Who Benefits from AI? Self-Selection, Skill Gap, and the Hidden Costs of AI Feedback
Christoph Riedl, Eric Bogert

TL;DR
This paper examines how self-selection in seeking AI feedback influences individual learning, skill gaps, and intellectual diversity, revealing that motivated individuals benefit more, which can lead to increased inequality and reduced diversity.
Contribution
It demonstrates that self-selection biases in AI feedback use distort perceived effectiveness and cause broader societal impacts like widening skill gaps and decreasing diversity.
Findings
Motivated, higher-skilled individuals self-select into AI feedback and benefit more.
Apparent learning gains from AI disappear when accounting for self-selection.
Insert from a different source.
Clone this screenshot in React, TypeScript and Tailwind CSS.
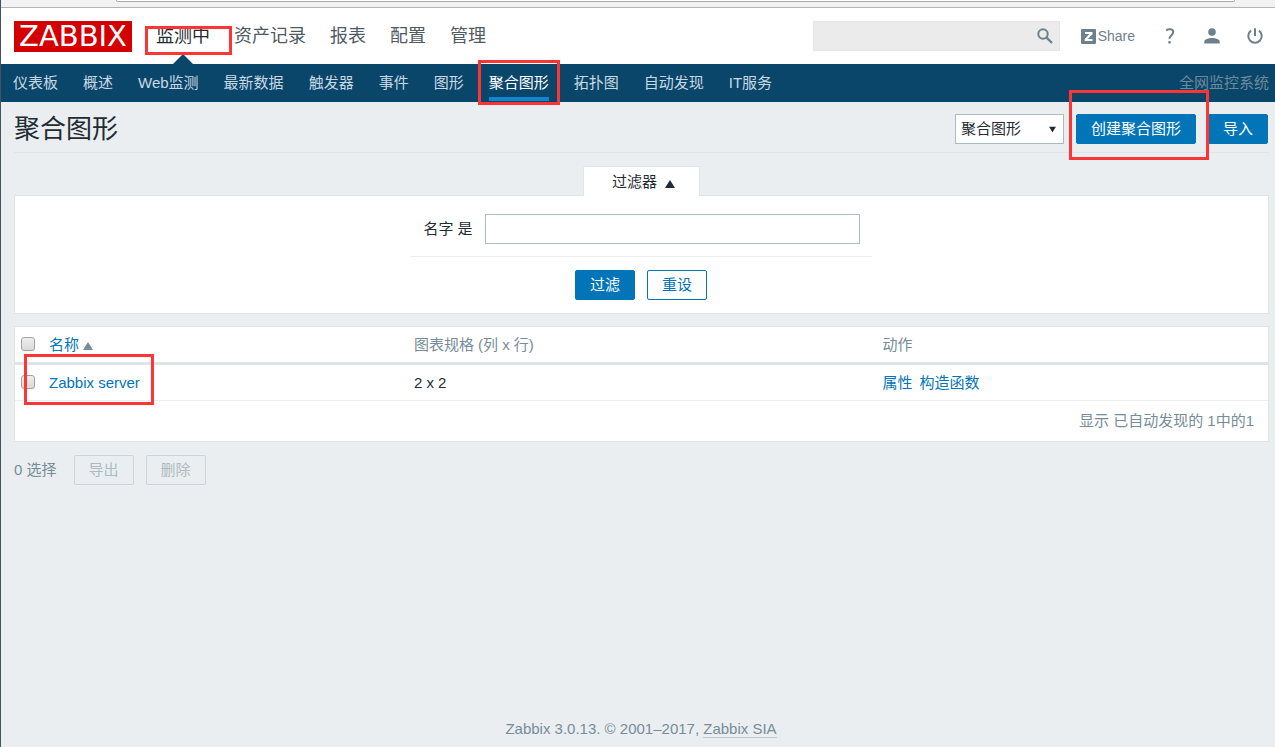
import { clsx } from "clsx"
import type { ReactNode } from "react"

const mainMenu = ["监测中", "资产记录", "报表", "配置", "管理"]

const subMenu = [
  "仪表板",
  "概述",
  "Web监测",
  "最新数据",
  "触发器",
  "事件",
  "图形",
  "聚合图形",
  "拓扑图",
  "自动发现",
  "IT服务",
]

const screens = [{ name: "Zabbix server", size: "2 x 2" }]

function Highlight({ className }: { className: string }) {
  return <span aria-hidden="true" className={clsx("pointer-events-none absolute z-10 border-3 border-[#fd3535]", className)} />
}

function Button({ variant = "solid", children }: { variant?: "solid" | "outline" | "disabled"; children: ReactNode }) {
  return (
    <button
      type="button"
      disabled={variant === "disabled"}
      className={clsx(
        "h-[30px] rounded-xs border px-3.5 leading-7 whitespace-nowrap",
        variant === "solid" && "border-[#0275b8] bg-[#0275b8] text-white",
        variant === "outline" && "border-[#0275b8] bg-white text-[#0275b8]",
        variant === "disabled" && "border-[#ccd5d9] text-[#acbbc2]"
      )}
    >
      {children}
    </button>
  )
}

function Checkbox({ label }: { label: string }) {
  return (
    <input
      type="checkbox"
      aria-label={label}
      className="mb-0.5 block size-3.5 appearance-none rounded-[3px] border border-[#a3a3a3] bg-linear-to-b from-[#eeeeee] to-[#d9d9d9] shadow-xs"
    />
  )
}

function Triangle({ className }: { className: string }) {
  return (
    <svg viewBox="0 0 10 8" className={clsx("inline-block", className)} fill="currentColor" aria-hidden="true">
      <path d="M5 0 10 8H0z" />
    </svg>
  )
}

function Header() {
  return (
    <header>
      <div className="flex h-14 items-center bg-white pr-3 pl-[13px]">
        <a href="#" className="flex h-[31px] w-[118px] items-center justify-center bg-[#d40000] font-['DejaVu_Sans',sans-serif] text-[29px] leading-none text-white">
          ZABBIX
        </a>
        <nav className="ml-6 flex gap-6 text-lg leading-7 text-[#4f5b62]">
          {mainMenu.map((item, i) => (
            <div key={item} className="relative">
              <a href="#" className={clsx("whitespace-nowrap", i === 0 && "text-[#1f2c33]")}>
                {item}
              </a>
              {i === 0 && (
                <>
                  <svg viewBox="0 0 20 10" className="absolute top-8 left-[17px] h-2.5 w-5" fill="#0a466a" aria-hidden="true">
                    <path d="M10 0 20 10H0z" />
                  </svg>
                  <Highlight className="top-1 -right-[22px] bottom-[-5px] -left-[11px]" />
                </>
              )}
            </div>
          ))}
        </nav>
        <div className="ml-auto flex items-center text-[#6c818c]">
          <form role="search" className="flex h-[30px] w-[247px] items-center border border-[#e4e4e4] bg-[#ebebeb] pr-1.5">
            <input type="text" aria-label="搜索" className="h-full min-w-0 flex-1 bg-transparent px-1 outline-none" />
            <button type="button" aria-label="搜索">
              <svg viewBox="0 0 16 16" className="size-4" fill="none" stroke="currentColor" aria-hidden="true">
                <circle cx="6" cy="6" r="4.7" strokeWidth="2" />
                <path d="m9.400 9.400 5.600 5.600" strokeWidth="2.300" />
              </svg>
            </button>
          </form>
          <a href="#" className="ml-[21px] flex items-center gap-0.5 text-sm">
            <svg viewBox="0 0 15 15" className="size-[15px]" aria-hidden="true">
              <rect width="15" height="15" rx="1" fill="currentColor" />
              <path d="M4 3h7.500v2.200L6.800 10h4.700v2H3.700V9.900L8.500 5H4z" fill="#fff" />
            </svg>
            Share
          </a>
          <a href="#" aria-label="帮助" className="ml-[30px]">
            <svg viewBox="0 0 10 16" className="h-4 w-2.500" fill="none" stroke="currentColor" strokeWidth="2" aria-hidden="true">
              <path d="M1.200 2.400C3.800.400 8.200.900 8.200 4.100c0 3-3.700 3.300-3.700 6.700" />
              <path d="M3.300 14.300h2.400" strokeWidth="2.400" />
            </svg>
          </a>
          <a href="#" aria-label="用户" className="ml-[29px]">
            <svg viewBox="0 0 16 16" className="size-4" fill="currentColor" aria-hidden="true">
              <circle cx="8" cy="4.100" r="3.800" />
              <path d="M.3 15.500v-1.800C.3 11 4.600 9.900 8 9.900s7.700 1.100 7.700 3.800v1.800z" />
            </svg>
          </a>
          <a href="#" aria-label="退出" className="ml-[27px]">
            <svg viewBox="0 0 16 16" className="size-4" fill="none" stroke="currentColor" strokeWidth="2" aria-hidden="true">
              <path d="M4 2.600a6.700 6.700 0 1 0 8 0M8 .3v7.700" />
            </svg>
          </a>
        </div>
      </div>
      <div className="flex h-[38px] items-center bg-[#0a466a] pr-1.5 pl-3 text-[#c8d9e3]">
        <nav className="flex h-full gap-[25px]">
          {subMenu.map((item) => {
            const active = item === "聚合图形"
            return (
              <div key={item} className="relative">
                <a
                  href="#"
                  className={clsx(
                    "block h-[37px] border-b-4 pt-px leading-9 whitespace-nowrap",
                    active ? "border-[#1385ce] text-white" : "border-transparent"
                  )}
                >
                  {item}
                </a>
                {active && <Highlight className="-inset-x-[11px] -top-1 -bottom-[3px]" />}
              </div>
            )
          })}
        </nav>
        <span className="ml-auto text-[#6d8a9b]">全网监控系统</span>
      </div>
    </header>
  )
}

function TitleBar() {
  return (
    <div className="flex h-[51px] items-center justify-between border-b border-[#dfe4e7]">
      <h1 className="pt-1 text-[26px] leading-8">聚合图形</h1>
      <div className="flex gap-3 pt-1 pr-px">
        <div className="relative">
          <select aria-label="类型" className="block h-[30px] w-[109px] appearance-none border border-[#acbbc2] bg-white px-[5px]">
            <option>聚合图形</option>
            <option>幻灯片演示</option>
          </select>
          <Triangle className="pointer-events-none absolute top-3 right-2 size-[7px] rotate-180" />
        </div>
        <div className="relative">
          <Button>创建聚合图形</Button>
          <Highlight className="-top-6 -right-[13px] -bottom-4 -left-[7px]" />
        </div>
        <Button>导入</Button>
      </div>
    </div>
  )
}

function Filter() {
  return (
    <section className="mt-[13px]">
      <div className="flex justify-center">
        <button type="button" className="relative -mb-px flex h-[30px] w-[117px] items-center justify-center gap-2 rounded-t-xs border border-b-0 border-[#dfe4e7] bg-white pl-1">
          过滤器
          <Triangle className="mt-1 h-2 w-2.5" />
        </button>
      </div>
      <form className="flex flex-col items-center border border-[#dfe4e7] bg-white pt-[18px] pb-[13px]">
        <div className="flex items-center gap-3 border-b border-[#ebeef0] px-3 pb-3">
          <label htmlFor="filter-name">名字 是</label>
          <input id="filter-name" type="text" className="h-[30px] w-[375px] border border-[#acbbc2] bg-white px-1" />
        </div>
        <div className="mt-[13px] flex gap-3 pr-px">
          <Button>过滤</Button>
          <Button variant="outline">重设</Button>
        </div>
      </form>
    </section>
  )
}

function ScreenTable() {
  return (
    <table className="mt-3 w-full table-fixed border-separate border-spacing-0 border border-[#dfe4e7] bg-white text-left leading-5">
      <colgroup>
        <col className="w-7" />
        <col className="w-[29.6%]" />
        <col className="w-[37.4%]" />
        <col />
      </colgroup>
      <thead className="text-[#768d99]">
        <tr className="h-[38px] *:border-b-3 *:border-[#dfe4e7] *:font-normal">
          <th className="pl-1.5">
            <Checkbox label="全选" />
          </th>
          <th className="pl-1.5">
            <a href="#" className="text-[#0275b8]">
              名称
            </a>
            <Triangle className="ml-1 h-2 w-2.5" />
          </th>
          <th>图表规格 (列 x 行)</th>
          <th>动作</th>
        </tr>
      </thead>
      <tbody>
        {screens.map((screen) => (
          <tr key={screen.name} className="h-9 *:border-b *:border-[#ebeef0]">
            <td className="pl-1.5">
              <Checkbox label={screen.name} />
            </td>
            <td className="relative pl-1.5">
              <a href="#" className="text-[#0275b8]">
                {screen.name}
              </a>
              <Highlight className="-top-[11px] -bottom-[5px] -left-[19px] w-[130px]" />
            </td>
            <td>{screen.size}</td>
            <td>
              <div className="flex gap-[7px] text-[#0275b8]">
                <a href="#">属性</a>
                <a href="#">构造函数</a>
              </div>
            </td>
          </tr>
        ))}
        <tr className="h-10">
          <td colSpan={4} className="pr-3.5 text-right text-[#768d99]">
            显示 已自动发现的 1中的1
          </td>
        </tr>
      </tbody>
    </table>
  )
}

export default function App() {
  return (
    <div className="flex min-h-screen flex-col border-l border-[#46525c] bg-[#ebeef0] font-['Liberation_Sans','Noto_Sans_CJK_SC',sans-serif] text-[15px] leading-5 text-[#1f2c33]">
      {/* bottom edge of the browser toolbar */}
      <div className="h-2 border-b border-[#b4b4b4] bg-[#f2f2f2] pr-10 pl-[115px]">
        <div className="h-0.5 rounded-b-sm border border-t-0 border-[#a9a9a9] bg-white" />
      </div>
      <Header />
      <main className="pr-1.5 pl-[13px]">
        <TitleBar />
        <Filter />
        <ScreenTable />
        <div className="mt-[13px] flex items-center gap-3 text-[#768d99]">
          <span className="mr-[5px]">0 选择</span>
          <Button variant="disabled">导出</Button>
          <Button variant="disabled">删除</Button>
        </div>
      </main>
      <footer className="mt-auto pb-2 pl-1.5 text-center text-[#768d99]">
        Zabbix 3.0.13. © 2001–2017,{" "}
        <a href="#" className="border-b border-[#c0c8cd]">
          Zabbix SIA
        </a>
      </footer>
    </div>
  )
}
Self-selection into AI feedback widens skill gaps and reduces intellectual diversity.
Abstract
Feedback from artificial intelligence (AI) is increasingly easy to access and research has already established that people learn from it. But individuals choose when and how to seek such feedback, and more engaged and motivated individuals may seek it more, creating an illusion of effectiveness that masks self-selection. We investigate how the endogenous choice to seek AI feedback shapes both individual learning and collective outcomes. Using data from over five years and 52,000 individuals on an online chess platform, we show that motivated and higher-skilled individuals self-select into AI feedback use-and use it more productively. This self-selection creates an illusion of AI effectiveness: apparent learning gains disappear once endogenous motivation is accounted for. This same selection mechanism drives two population-level consequences. Because motivated, higher-skilled individuals…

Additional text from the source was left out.